The Nuggets were not fleeced in a single trade proposition listed on this page, and the multi-player Carmelo Anthony deal has been pointed to repeatedly by pundits around the league as an excellent example of a team (Denver) extracting value from a losing proposition. I love Danilo Gallinari, Wilson Chandler, and what the value of Timofey Mozgov and Ray Felton could bring. I’m even happy Melo got to go home and play for his beloved Knicks. But…

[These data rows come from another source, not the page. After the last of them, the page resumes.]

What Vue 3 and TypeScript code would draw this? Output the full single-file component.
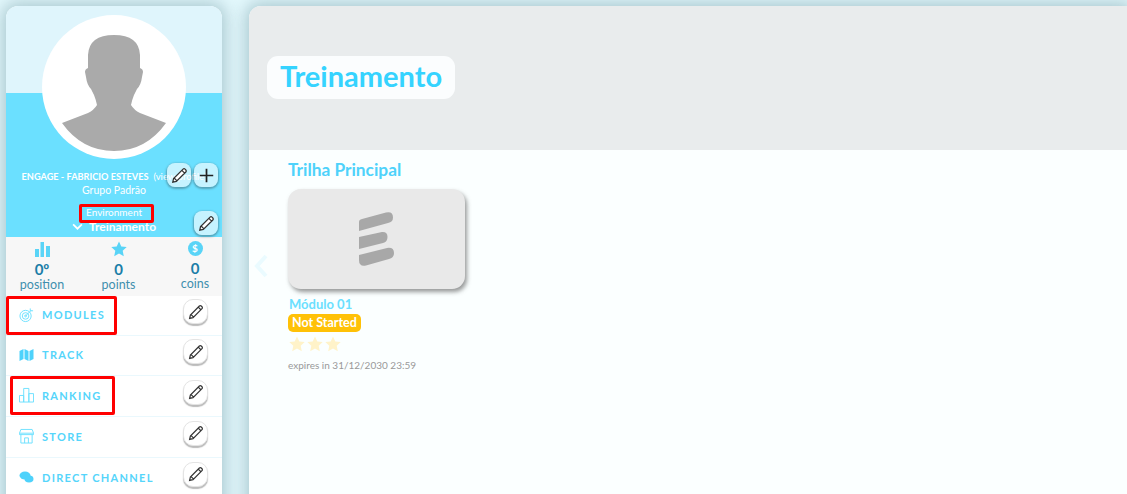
<script setup lang="ts">
const stats = [
  { value: '0º', label: 'position', icon: 'bars' },
  { value: '0', label: 'points', icon: 'star' },
  { value: '0', label: 'coins', icon: 'coin' },
];

const menu = [
  { label: 'MODULES', icon: 'target', height: 40 },
  { label: 'TRACK', icon: 'map', height: 40 },
  { label: 'RANKING', icon: 'rank', height: 41 },
  { label: 'STORE', icon: 'store', height: 41 },
  { label: 'DIRECT CHANNEL', icon: 'chat', height: 41 },
];

const pencil = 'M3.500 20.500l1-4.500L16.500 4c.7-.7 1.800-.7 2.500 0l1 1c.7.7.7 1.800 0 2.500L8 19.500l-4.500 1zM5.500 15.500l3 3M15 5.500l3.500 3.500';
</script>

<template>
  <div class="page">
    <aside class="sidebar">
      <section class="hero">
        <div class="avatar">
          <svg viewBox="0 0 144 144" width="144" height="144">
            <path class="silhouette" d="M20 108L46 98Q52 95 55 90Q54 85 52 80L49 74Q45 70 44 62L43 57Q43 54 46 53L46 40Q47 20 72 20Q97 20 98 40L98 53Q101 54 101 57L100 62Q99 70 95 74L92 80Q90 85 89 90Q92 95 98 98L124 108Q104 136 72 136Q40 136 20 108z" />
          </svg>
        </div>
        <p class="name"><b>ENGAGE - FABRICIO ESTEVES</b>&nbsp; (view profile)</p>
        <p class="group">Grupo Padrão</p>
        <div class="env">
          <span class="env-label">Environment</span>
          <span class="env-value">
            <svg viewBox="0 0 12 8" width="11" height="7"><path d="M1 1.500l5 5 5-5" /></svg>
            Treinamento
          </span>
        </div>

        <div class="hero-actions">
          <button class="hero-btn">
            <svg viewBox="0 0 24 24" width="19" height="19"><path class="pencil" :d="pencil" /></svg>
          </button>
          <button class="hero-btn">
            <svg viewBox="0 0 24 24" width="19" height="19"><path class="plus" d="M12 3.500v17M3.500 12h17" /></svg>
          </button>
        </div>
        <button class="hero-btn env-edit">
          <svg viewBox="0 0 24 24" width="19" height="19"><path class="pencil" :d="pencil" /></svg>
        </button>
      </section>

      <section class="stats">
        <div v-for="s in stats" :key="s.label" class="stat">
          <svg v-if="s.icon === 'bars'" viewBox="0 0 16 16" width="16" height="16">
            <path class="fill" d="M1 8h4v8H1zM6.500 1h3.500v15H6.500zM12 5h4v11h-4z" />
          </svg>
          <svg v-else-if="s.icon === 'star'" viewBox="0 0 16 16" width="16" height="16">
            <path class="fill" d="M8 .5l2.300 5 5.400.6-4 3.700 1.100 5.400L8 12.500l-4.800 2.700 1.100-5.400-4-3.700 5.400-.6z" />
          </svg>
          <span v-else class="coin">$</span>
          <strong>{{ s.value }}</strong>
          <span class="stat-label">{{ s.label }}</span>
        </div>
      </section>

      <nav class="menu">
        <div
          v-for="item in menu"
          :key="item.label"
          class="menu-row"
          :style="{ height: item.height + 'px' }"
        >
          <span class="menu-link">
            <svg v-if="item.icon === 'target'" viewBox="0 0 16 16" width="16" height="16" class="line">
              <circle cx="7" cy="9" r="6" /><circle cx="7" cy="9" r="3.500" /><circle cx="7" cy="9" r="1" />
              <path d="M7 9l6-6M12 1v2.500h3" />
            </svg>
            <svg v-else-if="item.icon === 'map'" viewBox="0 0 14 12" width="14" height="12">
              <path class="fill" d="M0 2l4-2v10l-4 2zM5 0l4 2v10l-4-2zM10 2l4-2v10l-4 2z" />
            </svg>
            <svg v-else-if="item.icon === 'rank'" viewBox="0 0 16 16" width="16" height="16" class="line">
              <path d="M.5 15.500v-7h4.500v7M5 15.500V1h5.500v14.500M10.500 15.500v-9h5v9" />
              <path d="M.500 15.500h15" />
            </svg>
            <svg v-else-if="item.icon === 'store'" viewBox="0 0 16 16" width="16" height="16" class="line">
              <path d="M2 1h12l1.500 4h-15zM.5 5v1.500h15V5M2 6.500v9h12v-9M6 15.500V10h4v5.500" />
            </svg>
            <svg v-else viewBox="0 0 14 12" width="14" height="12">
              <ellipse class="fill" cx="5.500" cy="4.500" rx="5.500" ry="4" />
              <ellipse class="fill" cx="9.500" cy="8" rx="4.500" ry="3.400" />
            </svg>
            <span class="menu-text">{{ item.label }}</span>
          </span>
          <button class="row-btn">
            <svg viewBox="0 0 24 24" width="18" height="18"><path class="pencil" :d="pencil" /></svg>
          </button>
        </div>
      </nav>

      <span class="mark mark-env"></span>
      <span class="mark mark-modules"></span>
      <span class="mark mark-ranking"></span>
    </aside>

    <main class="content">
      <header class="banner">
        <h1>Treinamento</h1>
      </header>

      <section class="track">
        <svg class="prev" viewBox="0 0 14 24" width="14" height="24"><path d="M12 2L3 12l9 10" /></svg>
        <h2>Trilha Principal</h2>
        <article class="module">
          <div class="thumb">
            <svg viewBox="0 0 35 55" width="35" height="55">
              <path class="logo" d="M0 10Q0 7.500 3 7L27 .5Q34 -1 34 5.500Q34 10 29 11L0 19zM0 25L23 20Q28.500 19.500 28.500 25Q28.500 30 24 31L0 37zM0 43L28 36Q35 35 35 41Q35 46 30 47L7 53.500Q0 55 0 48z" />
            </svg>
          </div>
          <h3>Módulo 01</h3>
          <span class="status">Not Started</span>
          <div class="stars">
            <svg v-for="n in 3" :key="n" viewBox="0 0 16 16" width="16" height="16">
              <path d="M8 .5l2.300 5 5.400.6-4 3.700 1.100 5.400L8 12.500l-4.800 2.700 1.100-5.400-4-3.700 5.400-.6z" />
            </svg>
          </div>
          <p class="expires">expires in 31/12/2030 23:59</p>
        </article>
      </section>
    </main>
  </div>
</template>

<style scoped>
.page {
  display: flex;
  gap: 27px;
  height: 494px;
  padding: 6px 0 0 6px;
  box-sizing: border-box;
  overflow: hidden;
  background: #e3f8fc;
  font-family: Lato, "Open Sans", sans-serif;
}

.sidebar {
  position: relative;
  flex: 0 0 216px;
  height: 560px;
  border-radius: 12px 12px 0 0;
  background: #fff;
  box-shadow: 0 0 16px 4px rgba(60, 110, 125, 0.32);
}

.hero {
  position: relative;
  height: 231px;
  padding-top: 9px;
  box-sizing: border-box;
  border-radius: 12px 12px 0 0;
  background: linear-gradient(#dff5fc 87px, #6be0ff 87px);
  color: #fff;
  text-align: center;
}

.avatar {
  width: 144px;
  height: 144px;
  margin: 0 auto;
  border-radius: 50%;
  background: #fff;
}

.avatar svg {
  display: block;
}

.silhouette {
  fill: #aaaaaa;
}

.name {
  margin: 11px 0 0;
  font-size: 9.500px;
  line-height: 13px;
  white-space: nowrap;
}

.name b {
  font-size: 9.200px;
  font-weight: 700;
}

.group {
  margin: 1px 0 0;
  font-size: 10.500px;
  line-height: 13px;
}

.env {
  display: flex;
  flex-direction: column;
  align-items: center;
  margin-top: 9px;
}

.env-label {
  font-size: 10px;
  line-height: 13px;
}

.env-value {
  display: flex;
  align-items: center;
  gap: 6px;
  font-size: 12px;
  font-weight: 700;
  line-height: 15px;
}

.env-value svg path {
  fill: none;
  stroke: #fff;
  stroke-width: 2;
}

.hero-actions {
  position: absolute;
  top: 157px;
  right: 4px;
  display: flex;
  gap: 3px;
}

.hero-btn {
  display: flex;
  align-items: center;
  justify-content: center;
  width: 24px;
  height: 24px;
  padding: 0;
  border: 0;
  border-radius: 8px;
  background: rgba(255, 255, 255, 0.62);
  box-shadow: 0 1px 2px 1px rgba(60, 90, 100, 0.45);
}

.env-edit {
  position: absolute;
  top: 205px;
  right: 4px;
}

.pencil {
  fill: #fff;
  stroke: #333;
  stroke-width: 1.600;
}

.plus {
  fill: none;
  stroke: #222;
  stroke-width: 2.200;
}

.stats {
  display: flex;
  justify-content: space-between;
  height: 59px;
  padding: 0 2px 0 11px;
  box-sizing: border-box;
  background: #f7f7f7;
}

.stat {
  flex: 0 0 50px;
  display: flex;
  flex-direction: column;
  align-items: center;
  padding-top: 4px;
  box-sizing: border-box;
  color: #1b7ea8;
}

.stat svg {
  display: block;
  height: 16px;
}

.stat .fill {
  fill: #59d4f7;
}

.coin {
  width: 15px;
  height: 15px;
  border-radius: 50%;
  background: #59d4f7;
  color: #fff;
  font-size: 10px;
  font-weight: 700;
  line-height: 15px;
  text-align: center;
}

.stat strong {
  margin-top: 3px;
  font-size: 15px;
  font-weight: 700;
  line-height: 18px;
}

.stat-label {
  font-size: 12.500px;
  line-height: 14px;
  color: #3f8fae;
}

.menu-row {
  display: flex;
  align-items: center;
  justify-content: space-between;
  padding: 0 14px 2px 13px;
  box-sizing: border-box;
  border-bottom: 1px solid #eaf8fd;
}

.menu-link {
  display: flex;
  align-items: center;
  gap: 8px;
}

.menu-link svg {
  flex: 0 0 auto;
  width: 15px;
}

.menu-link .fill {
  fill: #4ed2fb;
}

.line {
  fill: none;
  stroke: #6be0ff;
  stroke-width: 1;
}

.menu-text {
  color: #55d5fb;
  font-size: 11px;
  font-weight: 700;
  letter-spacing: 1.300px;
}

.row-btn {
  display: flex;
  align-items: center;
  justify-content: center;
  width: 25px;
  height: 25px;
  margin-bottom: 6px;
  padding: 0;
  border: 1px solid #e4e4e4;
  border-radius: 10px;
  background: #fff;
  box-shadow: 0 2px 1px rgba(120, 120, 120, 0.5);
}

.mark {
  position: absolute;
  border: 3px solid #ff0000;
  border-radius: 2px;
  box-sizing: border-box;
}

.mark-env {
  left: 73px;
  top: 198px;
  width: 75px;
  height: 19px;
}

.mark-modules {
  left: 0;
  top: 290px;
  width: 111px;
  height: 39px;
}

.mark-ranking {
  left: 4px;
  top: 370px;
  width: 105px;
  height: 39px;
}

.content {
  flex: 1;
  min-width: 0;
  height: 560px;
  border-radius: 12px 0 0 0;
  background: #fbffff;
  box-shadow: 0 0 16px 4px rgba(60, 110, 125, 0.32);
}

.banner {
  display: flex;
  align-items: center;
  height: 144px;
  padding: 0 18px 1px;
  box-sizing: border-box;
  border-radius: 12px 0 0 0;
  background: #e9eced;
}

.banner h1 {
  margin: 0;
  padding: 0 13px;
  height: 43px;
  border-radius: 11px;
  background: #fbfdfe;
  color: #35d3ff;
  font-size: 29px;
  font-weight: 700;
  line-height: 40px;
}

.track {
  position: relative;
  padding: 10px 0 0 39px;
}

.prev {
  position: absolute;
  left: 5px;
  top: 104px;
}

.prev path {
  fill: none;
  stroke: #eafbff;
  stroke-width: 4;
}

.track h2 {
  margin: 0 0 9px;
  color: #4ed2fb;
  font-size: 17.300px;
  font-weight: 700;
  line-height: 20px;
}

.module {
  width: 177px;
}

.thumb {
  display: flex;
  align-items: center;
  justify-content: center;
  width: 177px;
  height: 100px;
  border-radius: 13px;
  background: #e9e9e9;
  box-shadow: 2px 3px 4px rgba(70, 70, 70, 0.55);
}

.logo {
  fill: #a8a8a8;
}

.module h3 {
  margin: 7px 0 2px;
  color: #6be0ff;
  font-size: 13px;
  font-weight: 700;
  line-height: 16px;
  padding-left: 1px;
}

.status {
  display: block;
  width: fit-content;
  padding: 0 4px;
  height: 18px;
  border-radius: 5px;
  background: #ffc107;
  color: #fff;
  font-size: 12.500px;
  font-weight: 700;
  line-height: 18px;
}

.stars {
  display: flex;
  gap: 2px;
  margin: 4px 0 0 1px;
}

.stars path {
  fill: #fff3c9;
}

.expires {
  margin: 7px 0 0;
  color: #999;
  font-size: 10px;
  line-height: 12px;
  white-space: nowrap;
}
</style>

<style>
html, body {
  margin: 0;
  overflow: hidden;
}
</style>
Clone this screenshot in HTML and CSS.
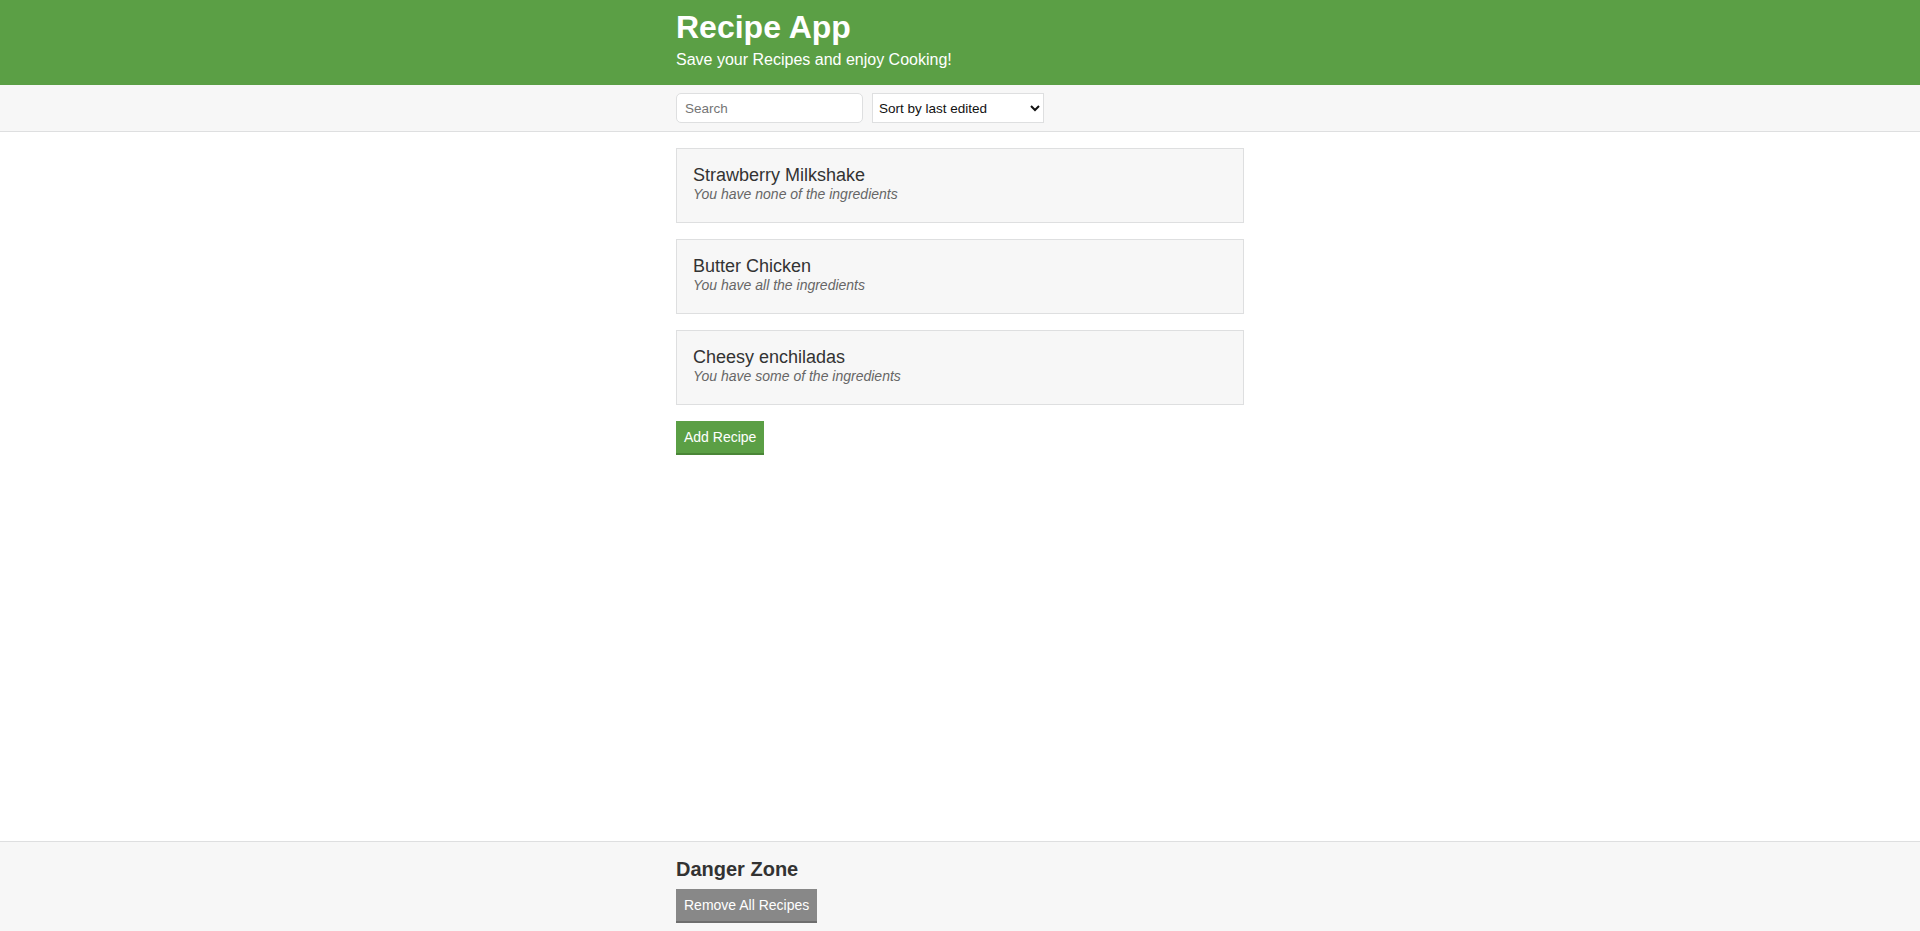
FILE: index.html
```html
<!DOCTYPE html>
<html lang="en">
<head>
<meta charset="utf-8">
<title>Recipe App</title>
<link rel="stylesheet" href="styles.css">
</head>
<body>
<div class="page">
  <header class="header">
    <div class="container">
      <h1 class="header__title">Recipe App</h1>
      <h2 class="header__subtitle">Save your Recipes and enjoy Cooking!</h2>
    </div>
  </header>
  <div class="actions">
    <div class="container actions__container">
      <input class="input" type="text" placeholder="Search">
      <select class="dropdown">
        <option>Sort by last edited</option>
        <option>Sort by recently created</option>
        <option>Sort alphabetically</option>
      </select>
    </div>
  </div>
  <main class="main">
    <div class="container">
      <a class="list-item" href="#">
        <p class="list-item__title">Strawberry Milkshake</p>
        <p class="list-item__subtitle">You have none of the ingredients</p>
      </a>
      <a class="list-item" href="#">
        <p class="list-item__title">Butter Chicken</p>
        <p class="list-item__subtitle">You have all the ingredients</p>
      </a>
      <a class="list-item" href="#">
        <p class="list-item__title">Cheesy enchiladas</p>
        <p class="list-item__subtitle">You have some of the ingredients</p>
      </a>
      <button class="button">Add Recipe</button>
    </div>
  </main>
  <footer class="footer">
    <div class="container">
      <h3 class="footer__title">Danger Zone</h3>
      <button class="button button--secondary">Remove All Recipes</button>
    </div>
  </footer>
</div>
</body>
</html>
```

FILE: styles.css
```css
* {
  box-sizing: border-box;
}

html, body {
  margin: 0;
  padding: 0;
}

body {
  font-family: "Liberation Sans", Arial, sans-serif;
  color: #333333;
  background: #ffffff;
}

.page {
  display: flex;
  flex-direction: column;
  min-height: 100vh;
}

.container {
  max-width: 600px;
  margin: 0 auto;
  padding: 0 16px;
}

.header {
  background: #5b9f45;
  color: #ffffff;
  padding: 9px 0 16px;
}

.header__title {
  font-size: 32px;
  font-weight: bold;
  margin: 0 0 5px;
}

.header__subtitle {
  font-size: 16px;
  font-weight: normal;
  margin: 0;
}

.actions {
  background: #f7f7f7;
  border-bottom: 1px solid #dedfe0;
  padding: 8px 0;
}

.actions__container {
  display: flex;
  align-items: center;
  min-height: 30px;
}

.input {
  width: 187px;
  height: 30px;
  border: 1px solid #dedfe0;
  border-radius: 5px;
  font-family: "Liberation Sans", Arial, sans-serif;
  font-size: 13.5px;
  padding: 4px 8px;
  margin-right: 9px;
  background: #ffffff;
  color: #333333;
}

.input::placeholder {
  color: #757575;
}

.dropdown {
  width: 172px;
  height: 30px;
  border: 1px solid #dedfe0;
  border-radius: 0;
  background: #ffffff;
  font-family: "Liberation Sans", Arial, sans-serif;
  font-size: 13.5px;
  color: #111111;
  padding: 0 2px;
}

.main {
  flex: 1;
}

.list-item {
  display: block;
  text-decoration: none;
  color: #333333;
  background: #f7f7f7;
  border: 1px solid #dedfe0;
  margin: 16px 0;
  padding: 16px 16px 20px;
}

.list-item__title {
  font-size: 18px;
  margin: 0;
}

.list-item__subtitle {
  font-size: 14px;
  color: #666666;
  font-style: italic;
  margin: 0;
}

.button {
  background: #5b9f45;
  border: none;
  border-bottom: 2px solid #4a8637;
  color: #ffffff;
  font-family: "Liberation Sans", Arial, sans-serif;
  font-size: 14px;
  padding: 8px;
  cursor: pointer;
}

.button--secondary {
  background: #888888;
  border-bottom-color: #6e6e6e;
}

.footer {
  background: #f7f7f7;
  border-top: 1px solid #dedfe0;
  padding: 16px 0 8px;
}

.footer__title {
  font-size: 20px;
  font-weight: bold;
  margin: 0 0 8px;
  color: #333333;
}
```
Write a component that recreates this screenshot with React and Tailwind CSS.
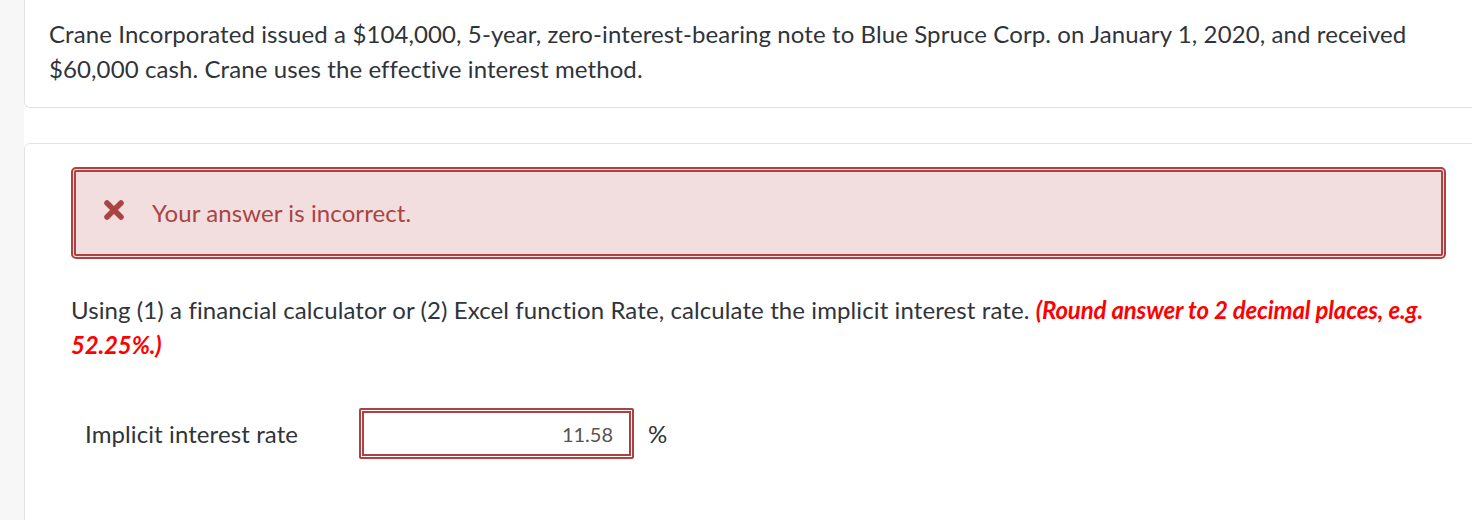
import React from "react";

export default function App() {
  return (
    <div
      className="flex h-[520px] w-[1472px] overflow-hidden bg-white text-[#2f343b]"
      style={{ fontFamily: "Lato, 'Open Sans', sans-serif" }}
    >
      <div className="w-[24px] shrink-0 bg-[#f7f7f7]" />
      <div className="flex min-w-0 flex-1 flex-col overflow-hidden">
        <div className="w-[1480px] shrink-0 rounded-b-[6px] border border-t-0 border-[#e3e3e3] bg-white pl-6 pr-10 pt-[16px] pb-[21px] text-[24px] leading-[35px] tracking-[0.1px]">
          Crane Incorporated issued a $104,000, 5-year, zero-interest-bearing note to Blue Spruce Corp. on January 1, 2020, and received $60,000 cash. Crane uses the effective interest method.
        </div>
        <div className="mt-[35px] h-[600px] w-[1480px] shrink-0 rounded-t-[6px] border border-[#e3e3e3] bg-white pl-[46px] pt-[23px]">
          <div className="flex h-[92px] w-[1375px] items-center rounded-[5px] border-[5px] border-double border-[#ae4141] bg-[#f2dede] pl-[27px]">
            <svg width="22" height="22" viewBox="0 0 22 22" className="mt-[-6px]">
              <path d="M4 4 L18 18 M18 4 L4 18" stroke="#a94442" strokeWidth="5.5" strokeLinecap="round" />
            </svg>
            <span className="ml-[27px] text-[24px] tracking-[0.1px] text-[#a94442]">Your answer is incorrect.</span>
          </div>
          <p className="mt-[33px] w-[1375px] text-[24px] leading-[35px] tracking-[0.1px]">
            Using (1) a financial calculator or (2) Excel function Rate, calculate the implicit interest rate.{" "}
            <span className="font-bold italic tracking-[-0.15px] text-[#ff0000]">(Round answer to 2 decimal places, e.g. 52.25%.)</span>
          </p>
          <div className="mt-[46px] flex items-center pl-[14px]">
            <span className="w-[274px] text-[24px] tracking-[0.1px]">Implicit interest rate</span>
            <div className="flex h-[51px] w-[275px] items-center justify-end rounded-[2px] border-[5px] border-double border-[#ae4141] bg-white pr-[16px] text-[20px] text-[#555555]">
              11.58
            </div>
            <span className="ml-[14px] text-[24px]">%</span>
          </div>
        </div>
      </div>
    </div>
  );
}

The packaging of Denver’s best example of a hometown hero in Chauncey Billups as a part of the Knicks trade is still the most painful change of direction the Denver Nuggets have taken for yours truly. To see our guy… Denver’s guy, be the missing piece in a complex puzzle and the bearer of a two-wins-from-the-big-show Nuggets squad… it just goes to show how fragile a moment winning a ring can be. Thank goodness our hometown hero does have a ring and Finals MVP of his own to show for his talents.

Wow. Cathartic. As always, here are a couple of tangents to this list.

FAVORITE TRADE IN NUGGETS HISTORY:

Small potatoes to most, but in February of 2005 a four-player trade sent away Stiffs punching bag Nikoloz Tskitishvili for Eduardo Najera. Yeah, there were two other guys involved, but Eddie was one of my favorite Nuggets of all time. Traded for Skita. Winner winner.

SADDEST NON-TRADE LOSS OF A NUGGETS PLAYER:

A no-brainer, but letting Dikembe Mutumbo go for nothing was… possibly the greatest single player loss in Nuggets history. And according to an interview with the Denver Post, Deke apparently wanted to stay in Denver. I may actually chew through this pencil.

What about you, Nuggets Nation? Of every player shown the door in Nuggets history, who were the ones that got away? Which trades still hurt when you think of them today?